--- START DATASET SECTION ---

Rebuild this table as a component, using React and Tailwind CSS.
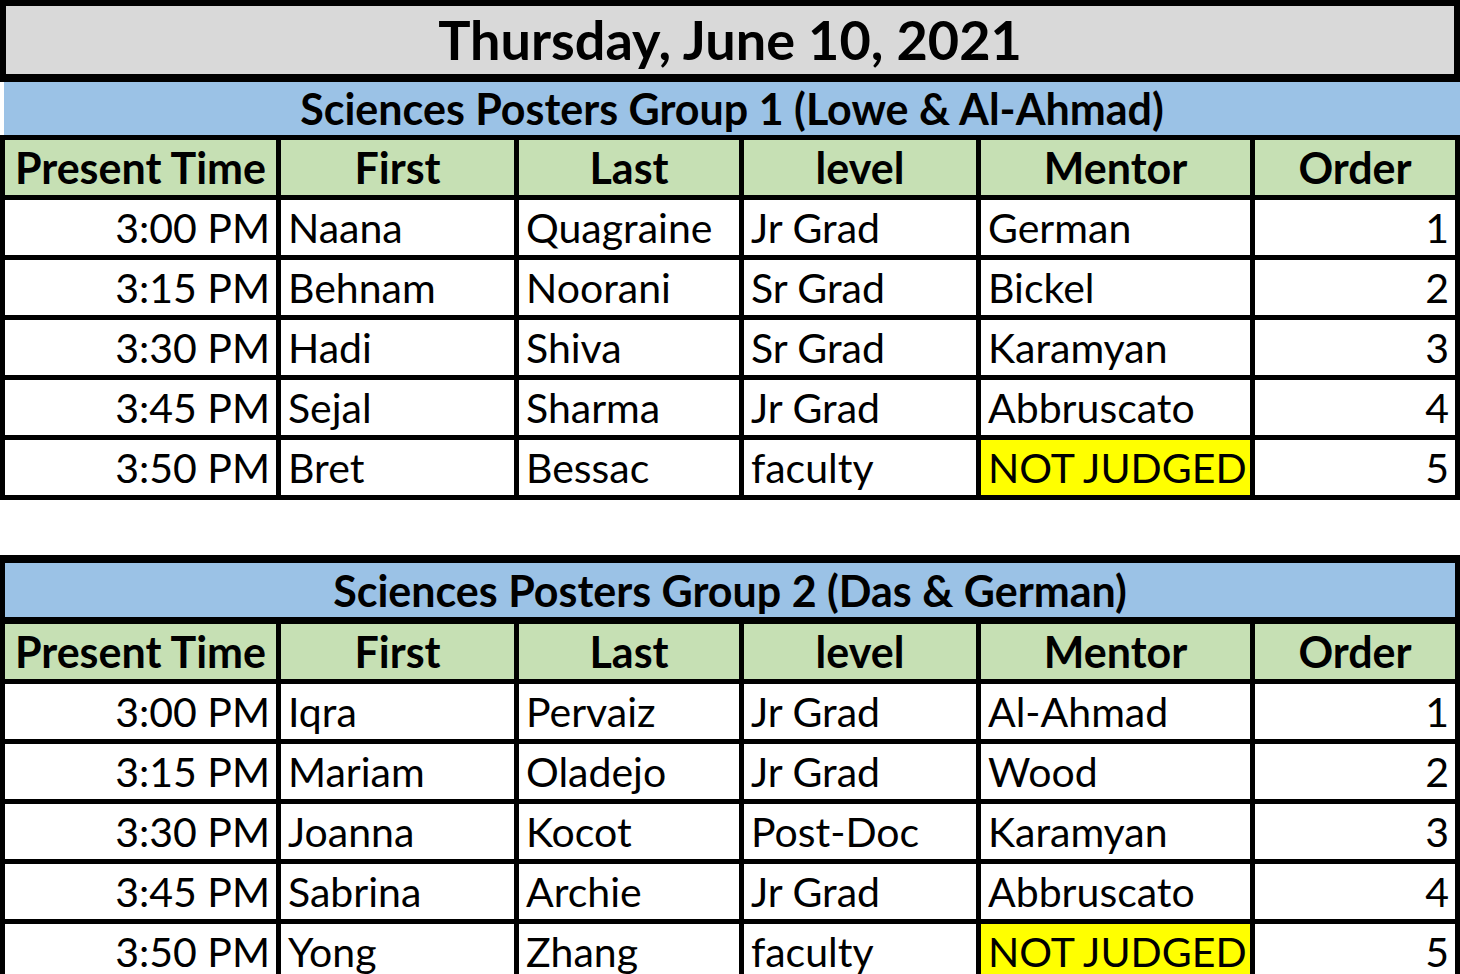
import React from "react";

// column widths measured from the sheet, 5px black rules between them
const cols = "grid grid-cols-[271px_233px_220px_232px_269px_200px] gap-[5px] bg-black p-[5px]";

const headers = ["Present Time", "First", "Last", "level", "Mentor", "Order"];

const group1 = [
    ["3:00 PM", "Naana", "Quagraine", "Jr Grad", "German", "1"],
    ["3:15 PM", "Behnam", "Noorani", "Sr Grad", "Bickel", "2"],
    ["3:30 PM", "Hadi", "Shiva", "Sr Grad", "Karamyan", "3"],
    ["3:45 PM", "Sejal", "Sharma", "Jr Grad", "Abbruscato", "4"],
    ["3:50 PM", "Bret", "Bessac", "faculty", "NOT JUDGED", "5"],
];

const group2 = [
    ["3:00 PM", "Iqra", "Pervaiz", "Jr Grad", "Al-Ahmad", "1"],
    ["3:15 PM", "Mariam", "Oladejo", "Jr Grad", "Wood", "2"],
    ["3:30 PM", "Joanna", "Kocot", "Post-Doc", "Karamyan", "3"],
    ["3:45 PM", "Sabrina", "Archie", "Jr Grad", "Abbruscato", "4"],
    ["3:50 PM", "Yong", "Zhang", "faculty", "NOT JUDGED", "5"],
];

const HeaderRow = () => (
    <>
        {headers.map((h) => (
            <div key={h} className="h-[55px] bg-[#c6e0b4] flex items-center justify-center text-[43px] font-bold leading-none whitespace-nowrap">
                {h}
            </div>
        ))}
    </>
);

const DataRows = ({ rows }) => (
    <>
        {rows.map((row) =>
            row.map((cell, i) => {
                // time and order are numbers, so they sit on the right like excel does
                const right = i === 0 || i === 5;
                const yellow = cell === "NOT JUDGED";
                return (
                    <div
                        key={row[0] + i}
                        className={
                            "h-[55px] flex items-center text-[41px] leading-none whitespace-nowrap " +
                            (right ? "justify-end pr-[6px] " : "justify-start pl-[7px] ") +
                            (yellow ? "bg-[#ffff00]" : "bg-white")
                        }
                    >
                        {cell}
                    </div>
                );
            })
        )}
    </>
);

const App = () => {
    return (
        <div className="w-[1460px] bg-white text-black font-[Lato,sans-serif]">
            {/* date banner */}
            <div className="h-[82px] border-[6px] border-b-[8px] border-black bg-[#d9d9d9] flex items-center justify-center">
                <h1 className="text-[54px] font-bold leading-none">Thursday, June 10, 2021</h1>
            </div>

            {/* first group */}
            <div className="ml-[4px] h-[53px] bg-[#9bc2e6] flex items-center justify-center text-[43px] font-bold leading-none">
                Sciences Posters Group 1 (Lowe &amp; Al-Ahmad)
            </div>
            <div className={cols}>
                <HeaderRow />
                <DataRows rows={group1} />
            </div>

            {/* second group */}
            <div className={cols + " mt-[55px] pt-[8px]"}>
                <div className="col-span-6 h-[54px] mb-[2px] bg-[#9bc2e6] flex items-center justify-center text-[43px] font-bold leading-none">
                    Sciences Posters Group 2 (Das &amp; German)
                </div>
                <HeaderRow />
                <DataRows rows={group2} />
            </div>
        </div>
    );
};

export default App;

--- END DATASET SECTION ---

INSTRUCTIONS FOR THE TASK » Return each line from the material above exactly, but not the pictures.

FINAL ANSWER »
Rebuild this table as a component, using React and Tailwind CSS.
import React from "react";

// column widths measured from the sheet, 5px black rules between them
const cols = "grid grid-cols-[271px_233px_220px_232px_269px_200px] gap-[5px] bg-black p-[5px]";

const headers = ["Present Time", "First", "Last", "level", "Mentor", "Order"];

const group1 = [
    ["3:00 PM", "Naana", "Quagraine", "Jr Grad", "German", "1"],
    ["3:15 PM", "Behnam", "Noorani", "Sr Grad", "Bickel", "2"],
    ["3:30 PM", "Hadi", "Shiva", "Sr Grad", "Karamyan", "3"],
    ["3:45 PM", "Sejal", "Sharma", "Jr Grad", "Abbruscato", "4"],
    ["3:50 PM", "Bret", "Bessac", "faculty", "NOT JUDGED", "5"],
];

const group2 = [
    ["3:00 PM", "Iqra", "Pervaiz", "Jr Grad", "Al-Ahmad", "1"],
    ["3:15 PM", "Mariam", "Oladejo", "Jr Grad", "Wood", "2"],
    ["3:30 PM", "Joanna", "Kocot", "Post-Doc", "Karamyan", "3"],
    ["3:45 PM", "Sabrina", "Archie", "Jr Grad", "Abbruscato", "4"],
    ["3:50 PM", "Yong", "Zhang", "faculty", "NOT JUDGED", "5"],
];

const HeaderRow = () => (
    <>
        {headers.map((h) => (
            <div key={h} className="h-[55px] bg-[#c6e0b4] flex items-center justify-center text-[43px] font-bold leading-none whitespace-nowrap">
                {h}
            </div>
        ))}
    </>
);

const DataRows = ({ rows }) => (
    <>
        {rows.map((row) =>
            row.map((cell, i) => {
                // time and order are numbers, so they sit on the right like excel does
                const right = i === 0 || i === 5;
                const yellow = cell === "NOT JUDGED";
                return (
                    <div
                        key={row[0] + i}
                        className={
                            "h-[55px] flex items-center text-[41px] leading-none whitespace-nowrap " +
                            (right ? "justify-end pr-[6px] " : "justify-start pl-[7px] ") +
                            (yellow ? "bg-[#ffff00]" : "bg-white")
                        }
                    >
                        {cell}
                    </div>
                );
            })
        )}
    </>
);

const App = () => {
    return (
        <div className="w-[1460px] bg-white text-black font-[Lato,sans-serif]">
            {/* date banner */}
            <div className="h-[82px] border-[6px] border-b-[8px] border-black bg-[#d9d9d9] flex items-center justify-center">
                <h1 className="text-[54px] font-bold leading-none">Thursday, June 10, 2021</h1>
            </div>

            {/* first group */}
            <div className="ml-[4px] h-[53px] bg-[#9bc2e6] flex items-center justify-center text-[43px] font-bold leading-none">
                Sciences Posters Group 1 (Lowe &amp; Al-Ahmad)
            </div>
            <div className={cols}>
                <HeaderRow />
                <DataRows rows={group1} />
            </div>

            {/* second group */}
            <div className={cols + " mt-[55px] pt-[8px]"}>
                <div className="col-span-6 h-[54px] mb-[2px] bg-[#9bc2e6] flex items-center justify-center text-[43px] font-bold leading-none">
                    Sciences Posters Group 2 (Das &amp; German)
                </div>
                <HeaderRow />
                <DataRows rows={group2} />
            </div>
        </div>
    );
};

export default App;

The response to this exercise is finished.